_GOAL_.
Report how many lines contain the word "page", with no other text.

_INFORMATION SHOWN_.
------------------------------------------------------------------------

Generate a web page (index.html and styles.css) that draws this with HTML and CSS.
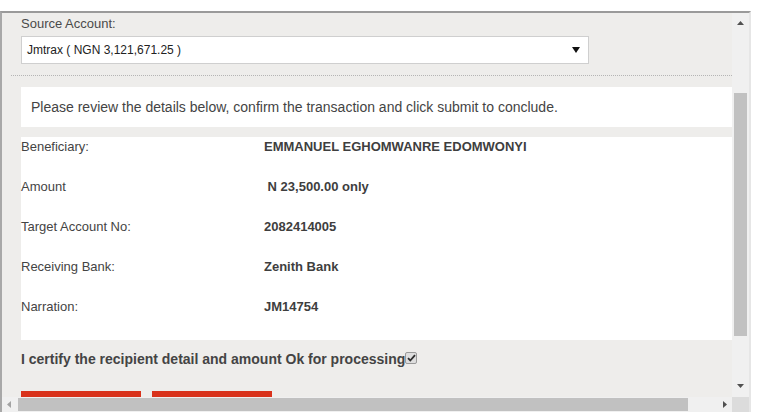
FILE: index.html
```html
<!DOCTYPE html>
<html>
<head>
<meta charset="utf-8">
<link rel="stylesheet" href="styles.css">
</head>
<body>
<div class="page">
  <div class="frame">
    <div class="viewport">
      <div class="content">
        <div class="field-label">Source Account:</div>
        <div class="select">
          <span>Jmtrax ( NGN 3,121,671.25 )</span>
          <svg class="select-arrow" width="8" height="6" viewBox="0 0 8 6"><path d="M0 0H8L4 6Z" fill="#111"/></svg>
        </div>
        <div class="divider"></div>
        <div class="notice">Please review the details below, confirm the transaction and click submit to conclude.</div>
        <div class="details">
          <div class="row"><span class="key">Beneficiary:</span><span class="val">EMMANUEL EGHOMWANRE EDOMWONYI</span></div>
          <div class="row"><span class="key">Amount</span><span class="val">&nbsp;N 23,500.00 only</span></div>
          <div class="row"><span class="key">Target Account No:</span><span class="val">2082414005</span></div>
          <div class="row"><span class="key">Receiving Bank:</span><span class="val">Zenith Bank</span></div>
          <div class="row"><span class="key">Narration:</span><span class="val">JM14754</span></div>
        </div>
        <div class="certify">
          <span>I certify the recipient detail and amount Ok for processing</span>
          <span class="check"><svg width="9" height="8" viewBox="0 0 9 8"><path d="M1 4.2L3.3 6.5L8 1.2" fill="none" stroke="#2e2e2e" stroke-width="1.8"/></svg></span>
        </div>
        <div class="buttons">
          <div class="btn"></div>
          <div class="btn"></div>
        </div>
      </div>
    </div>
    <div class="vscroll">
      <svg class="arrow-up" width="7" height="4" viewBox="0 0 7 4"><path d="M3.5 0L7 4H0Z" fill="#505050"/></svg>
      <div class="vthumb"></div>
      <svg class="arrow-down" width="7" height="4" viewBox="0 0 7 4"><path d="M0 0H7L3.5 4Z" fill="#505050"/></svg>
    </div>
    <div class="hscroll">
      <svg class="arrow-left" width="4" height="7" viewBox="0 0 4 7"><path d="M4 0V7L0 3.5Z" fill="#a3a3a3"/></svg>
      <div class="hthumb"></div>
      <svg class="arrow-right" width="4" height="7" viewBox="0 0 4 7"><path d="M0 0V7L4 3.5Z" fill="#505050"/></svg>
    </div>
    <div class="corner"></div>
  </div>
</div>
</body>
</html>
```
FILE: styles.css
```css
html, body {
  margin: 0;
  padding: 0;
  background: #ffffff;
  font-family: "Liberation Sans", Arial, sans-serif;
  overflow: hidden;
}
.page {
  padding-top: 11px;
  width: 767px;
  height: 401px;
}
.frame {
  width: 747px;
  border-top: 2px solid #9a9a9a;
  border-left: 2px solid #a8a8a8;
  border-right: 2px solid #e6e6e6;
  display: grid;
  grid-template-columns: 730px 17px;
  grid-template-rows: 384px 15px;
}
.viewport {
  overflow: hidden;
  background: #eeedeb;
}
.content {
  padding-left: 19px;
  color: #444;
}
.field-label {
  font-size: 13px;
  line-height: 15px;
  padding-top: 3px;
  color: #4a4a4a;
}
.select {
  margin-top: 5px;
  height: 26px;
  border: 1px solid #cfcfcf;
  background: #fff;
  display: flex;
  align-items: center;
  justify-content: space-between;
  padding: 0 8px 0 5px;
  box-sizing: content-box;
  width: 553px;
  font-size: 12px;
  color: #222;
}
.divider {
  margin-top: 11px;
  margin-left: -10px;
  border-top: 1px dotted #b5b5b5;
}
.notice {
  margin-top: 11px;
  background: #fff;
  padding: 12px 10px;
  font-size: 14px;
  line-height: 16px;
  color: #444;
}
.details {
  margin-top: 10px;
  background: #fff;
  padding-bottom: 3px;
}
.row {
  display: grid;
  grid-template-columns: 243px 1fr;
  height: 40px;
  font-size: 13px;
  line-height: 15px;
  padding-top: 2px;
  box-sizing: border-box;
}
.val {
  font-weight: bold;
  color: #3e3e3e;
}
.certify {
  display: flex;
  align-items: flex-start;
  margin-top: 11px;
  font-size: 14px;
  font-weight: bold;
  line-height: 16px;
  color: #444;
}
.check {
  width: 10px;
  height: 10px;
  margin-top: 1px;
  border: 1px solid #9a9a9a;
  border-radius: 2px;
  background: #dedede;
  display: flex;
  align-items: center;
  justify-content: center;
}
.buttons {
  display: flex;
  gap: 11px;
  margin-top: 24px;
}
.btn {
  width: 120px;
  height: 36px;
  background: #d9321b;
}
.vscroll {
  background: #f0f0f0;
  position: relative;
}
.arrow-up {
  position: absolute;
  left: 5px;
  top: 8px;
}
.vthumb {
  position: absolute;
  left: 2px;
  right: 2px;
  top: 80px;
  height: 243px;
  background: #c1c1c1;
}
.arrow-down {
  position: absolute;
  left: 5px;
  top: 371px;
}
.hscroll {
  background: #f0f0f0;
  position: relative;
}
.arrow-left {
  position: absolute;
  left: 5px;
  top: 4px;
}
.hthumb {
  position: absolute;
  left: 16px;
  width: 670px;
  top: 1px;
  bottom: 1px;
  background: #c1c1c1;
}
.arrow-right {
  position: absolute;
  left: 721px;
  top: 4px;
}
.corner {
  background: #dcdcdc;
}
```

------------------------------------------------------------------------

_COMPLETE ANSWER_.
3